* _Information shown_:
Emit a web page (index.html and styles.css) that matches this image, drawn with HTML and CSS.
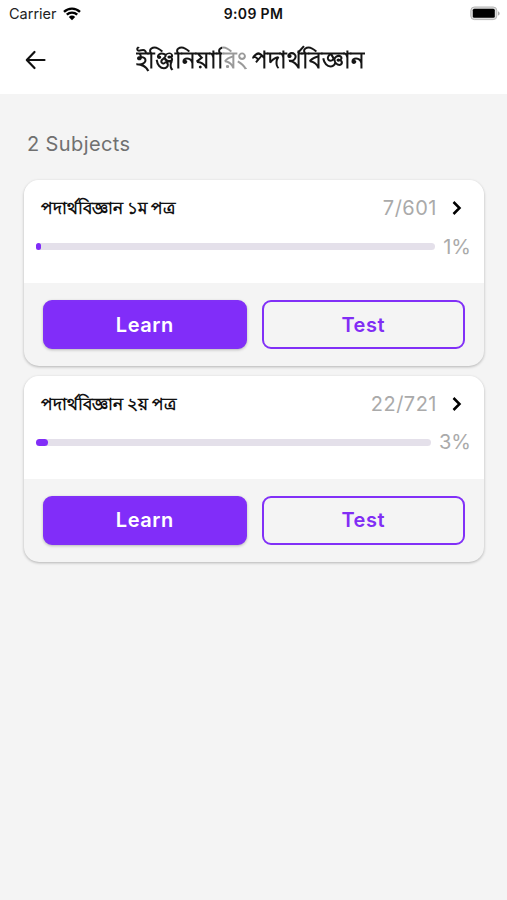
FILE: index.html
```html
<!DOCTYPE html>
<html lang="bn">
<head>
<meta charset="utf-8">
<meta name="viewport" content="width=device-width, initial-scale=1">
<title>ইঞ্জিনিয়ারিং পদার্থবিজ্ঞান</title>
<link rel="stylesheet" href="styles.css">
</head>
<body>
<header class="top">
  <div class="status">
    <div class="carrier"><span>Carrier</span>
      <svg class="wifi" viewBox="0 0 18 14" width="18" height="14"><path d="M1 4.8a11.6 11.6 0 0 1 16 0M3.8 7.7a7.6 7.6 0 0 1 10.4 0" fill="none" stroke="#000" stroke-width="2.4"/><path d="M5.8 10a4.7 4.7 0 0 1 6.4 0L9 13.2z"/></svg>
    </div>
    <div class="clock">9:09 PM</div>
    <svg class="battery" viewBox="0 0 30 15" width="30" height="15"><rect x=".8" y="1" width="26" height="12.6" rx="3.6" fill="#ddd" stroke="#b5b5b5"/><rect x="2.8" y="2.8" width="22" height="9" rx="1.5"/><path d="M28 5.2v4.4c2.2-.8 2.2-3.6 0-4.4z" fill="#aaa"/></svg>
  </div>
  <div class="bar">
    <svg class="back" viewBox="0 0 22 20" width="22" height="20"><path d="M9.5 2 1.8 10l7.7 8M2 10h17.5" fill="none" stroke="#111" stroke-width="2.2" stroke-linecap="round" stroke-linejoin="round"/></svg>
    <h1 class="title">ইঞ্জিনিয়ারিং পদার্থবিজ্ঞান</h1>
  </div>
</header>
<main class="content">
  <h2 class="count">2 Subjects</h2>
  <section class="card">
    <div class="info">
      <div class="row"><h3 class="name">পদার্থবিজ্ঞান ১ম পত্র</h3><span class="score">7/601</span>
        <svg class="chevron" viewBox="0 0 10 16" width="10" height="16"><path d="m1.5 2 6 6-6 6" fill="none" stroke="#000" stroke-width="2.5"/></svg></div>
      <div class="progress"><div class="track"><div class="fill" style="width:1.2%"></div></div><span class="percent">1%</span></div>
    </div>
    <div class="actions"><button class="btn learn">Learn</button><button class="btn test">Test</button></div>
  </section>
  <section class="card">
    <div class="info">
      <div class="row"><h3 class="name">পদার্থবিজ্ঞান ২য় পত্র</h3><span class="score">22/721</span>
        <svg class="chevron" viewBox="0 0 10 16" width="10" height="16"><path d="m1.5 2 6 6-6 6" fill="none" stroke="#000" stroke-width="2.5"/></svg></div>
      <div class="progress"><div class="track"><div class="fill" style="width:3.05%"></div></div><span class="percent">3%</span></div>
    </div>
    <div class="actions"><button class="btn learn">Learn</button><button class="btn test">Test</button></div>
  </section>
</main>
</body>
</html>
```
FILE: styles.css
```css
* { box-sizing: border-box; }
body { margin: 0; min-height: 900px; background: #f4f4f4; color: #111; font-family: Inter, "Noto Sans", sans-serif; }
h1, h2, h3 { margin: 0; }
svg { display: block; flex: none; }
.top { height: 94px; background: #fff; }
.status { height: 27px; padding: 0 7px 0 9px; display: grid; grid-template-columns: 1fr auto 1fr; align-items: center; }
.carrier { display: flex; align-items: center; gap: 6px; font-size: 14.5px; letter-spacing: 0; color: #222; }
.clock { padding-right: 2px; font-size: 14px; font-weight: 600; letter-spacing: .35px; }
.battery { justify-self: end; }
.bar { height: 66px; padding: 0 25px; display: grid; grid-template-columns: 22px 1fr 28px; align-items: center; }
.title { justify-self: center; font-size: 23.3px; line-height: 40px; font-weight: 600; white-space: nowrap; background: linear-gradient(90deg, #151515 86px, #999 86px 110px, #151515 110px); -webkit-background-clip: text; background-clip: text; color: transparent; }
.content { padding: 34px 23px 0 24px; }
.count { height: 32px; margin: 0 0 20px 3px; font-size: 20px; line-height: 33px; font-weight: 400; letter-spacing: .4px; color: #707070; }
.card { height: 186px; margin-bottom: 9.5px; border-radius: 15px; overflow: hidden; background: #f4f4f4; box-shadow: 0 1px 3px rgba(0,0,0,.27); }
.info { height: 103px; padding: 12px 13px 0 12px; background: #fff; }
.row { height: 32px; padding: 0 9px 0 5px; display: flex; align-items: center; }
.name { font-size: 17px; line-height: 30px; font-weight: 700; white-space: nowrap; }
.score { margin-left: auto; font-size: 20px; letter-spacing: .5px; color: #aaa; }
.chevron { margin-left: 15px; }
.progress { height: 32px; margin-top: 6.5px; display: flex; align-items: center; gap: 8px; }
.track { flex: 1; height: 7px; border-radius: 4px; background: #e4e0ea; }
.fill { height: 7px; border-radius: 4px; background: #812df8; }
.percent { font-size: 20px; letter-spacing: 0; color: #aaa; }
.actions { height: 83px; padding: 17px 19px; display: grid; grid-template-columns: 1fr 1fr; gap: 15px; }
.btn { height: 49px; border: 2px solid #8130f7; border-radius: 9px; font: 600 20px Inter, sans-serif; letter-spacing: .55px; }
.learn { background: #812df9; color: #fff; box-shadow: 0 1px 3px rgba(0,0,0,.25); }
.test { background: transparent; color: #812df5; }
```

* _What you should do_: The material above must be printed exactly, with its pictures left out.

* _The answer_:
Emit a web page (index.html and styles.css) that matches this image, drawn with HTML and CSS.
FILE: index.html
```html
<!DOCTYPE html>
<html lang="bn">
<head>
<meta charset="utf-8">
<meta name="viewport" content="width=device-width, initial-scale=1">
<title>ইঞ্জিনিয়ারিং পদার্থবিজ্ঞান</title>
<link rel="stylesheet" href="styles.css">
</head>
<body>
<header class="top">
  <div class="status">
    <div class="carrier"><span>Carrier</span>
      <svg class="wifi" viewBox="0 0 18 14" width="18" height="14"><path d="M1 4.8a11.6 11.6 0 0 1 16 0M3.8 7.7a7.6 7.6 0 0 1 10.4 0" fill="none" stroke="#000" stroke-width="2.4"/><path d="M5.8 10a4.7 4.7 0 0 1 6.4 0L9 13.2z"/></svg>
    </div>
    <div class="clock">9:09 PM</div>
    <svg class="battery" viewBox="0 0 30 15" width="30" height="15"><rect x=".8" y="1" width="26" height="12.6" rx="3.6" fill="#ddd" stroke="#b5b5b5"/><rect x="2.8" y="2.8" width="22" height="9" rx="1.5"/><path d="M28 5.2v4.4c2.2-.8 2.2-3.6 0-4.4z" fill="#aaa"/></svg>
  </div>
  <div class="bar">
    <svg class="back" viewBox="0 0 22 20" width="22" height="20"><path d="M9.5 2 1.8 10l7.7 8M2 10h17.5" fill="none" stroke="#111" stroke-width="2.2" stroke-linecap="round" stroke-linejoin="round"/></svg>
    <h1 class="title">ইঞ্জিনিয়ারিং পদার্থবিজ্ঞান</h1>
  </div>
</header>
<main class="content">
  <h2 class="count">2 Subjects</h2>
  <section class="card">
    <div class="info">
      <div class="row"><h3 class="name">পদার্থবিজ্ঞান ১ম পত্র</h3><span class="score">7/601</span>
        <svg class="chevron" viewBox="0 0 10 16" width="10" height="16"><path d="m1.5 2 6 6-6 6" fill="none" stroke="#000" stroke-width="2.5"/></svg></div>
      <div class="progress"><div class="track"><div class="fill" style="width:1.2%"></div></div><span class="percent">1%</span></div>
    </div>
    <div class="actions"><button class="btn learn">Learn</button><button class="btn test">Test</button></div>
  </section>
  <section class="card">
    <div class="info">
      <div class="row"><h3 class="name">পদার্থবিজ্ঞান ২য় পত্র</h3><span class="score">22/721</span>
        <svg class="chevron" viewBox="0 0 10 16" width="10" height="16"><path d="m1.5 2 6 6-6 6" fill="none" stroke="#000" stroke-width="2.5"/></svg></div>
      <div class="progress"><div class="track"><div class="fill" style="width:3.05%"></div></div><span class="percent">3%</span></div>
    </div>
    <div class="actions"><button class="btn learn">Learn</button><button class="btn test">Test</button></div>
  </section>
</main>
</body>
</html>
```
FILE: styles.css
```css
* { box-sizing: border-box; }
body { margin: 0; min-height: 900px; background: #f4f4f4; color: #111; font-family: Inter, "Noto Sans", sans-serif; }
h1, h2, h3 { margin: 0; }
svg { display: block; flex: none; }
.top { height: 94px; background: #fff; }
.status { height: 27px; padding: 0 7px 0 9px; display: grid; grid-template-columns: 1fr auto 1fr; align-items: center; }
.carrier { display: flex; align-items: center; gap: 6px; font-size: 14.5px; letter-spacing: 0; color: #222; }
.clock { padding-right: 2px; font-size: 14px; font-weight: 600; letter-spacing: .35px; }
.battery { justify-self: end; }
.bar { height: 66px; padding: 0 25px; display: grid; grid-template-columns: 22px 1fr 28px; align-items: center; }
.title { justify-self: center; font-size: 23.3px; line-height: 40px; font-weight: 600; white-space: nowrap; background: linear-gradient(90deg, #151515 86px, #999 86px 110px, #151515 110px); -webkit-background-clip: text; background-clip: text; color: transparent; }
.content { padding: 34px 23px 0 24px; }
.count { height: 32px; margin: 0 0 20px 3px; font-size: 20px; line-height: 33px; font-weight: 400; letter-spacing: .4px; color: #707070; }
.card { height: 186px; margin-bottom: 9.5px; border-radius: 15px; overflow: hidden; background: #f4f4f4; box-shadow: 0 1px 3px rgba(0,0,0,.27); }
.info { height: 103px; padding: 12px 13px 0 12px; background: #fff; }
.row { height: 32px; padding: 0 9px 0 5px; display: flex; align-items: center; }
.name { font-size: 17px; line-height: 30px; font-weight: 700; white-space: nowrap; }
.score { margin-left: auto; font-size: 20px; letter-spacing: .5px; color: #aaa; }
.chevron { margin-left: 15px; }
.progress { height: 32px; margin-top: 6.5px; display: flex; align-items: center; gap: 8px; }
.track { flex: 1; height: 7px; border-radius: 4px; background: #e4e0ea; }
.fill { height: 7px; border-radius: 4px; background: #812df8; }
.percent { font-size: 20px; letter-spacing: 0; color: #aaa; }
.actions { height: 83px; padding: 17px 19px; display: grid; grid-template-columns: 1fr 1fr; gap: 15px; }
.btn { height: 49px; border: 2px solid #8130f7; border-radius: 9px; font: 600 20px Inter, sans-serif; letter-spacing: .55px; }
.learn { background: #812df9; color: #fff; box-shadow: 0 1px 3px rgba(0,0,0,.25); }
.test { background: transparent; color: #812df5; }
```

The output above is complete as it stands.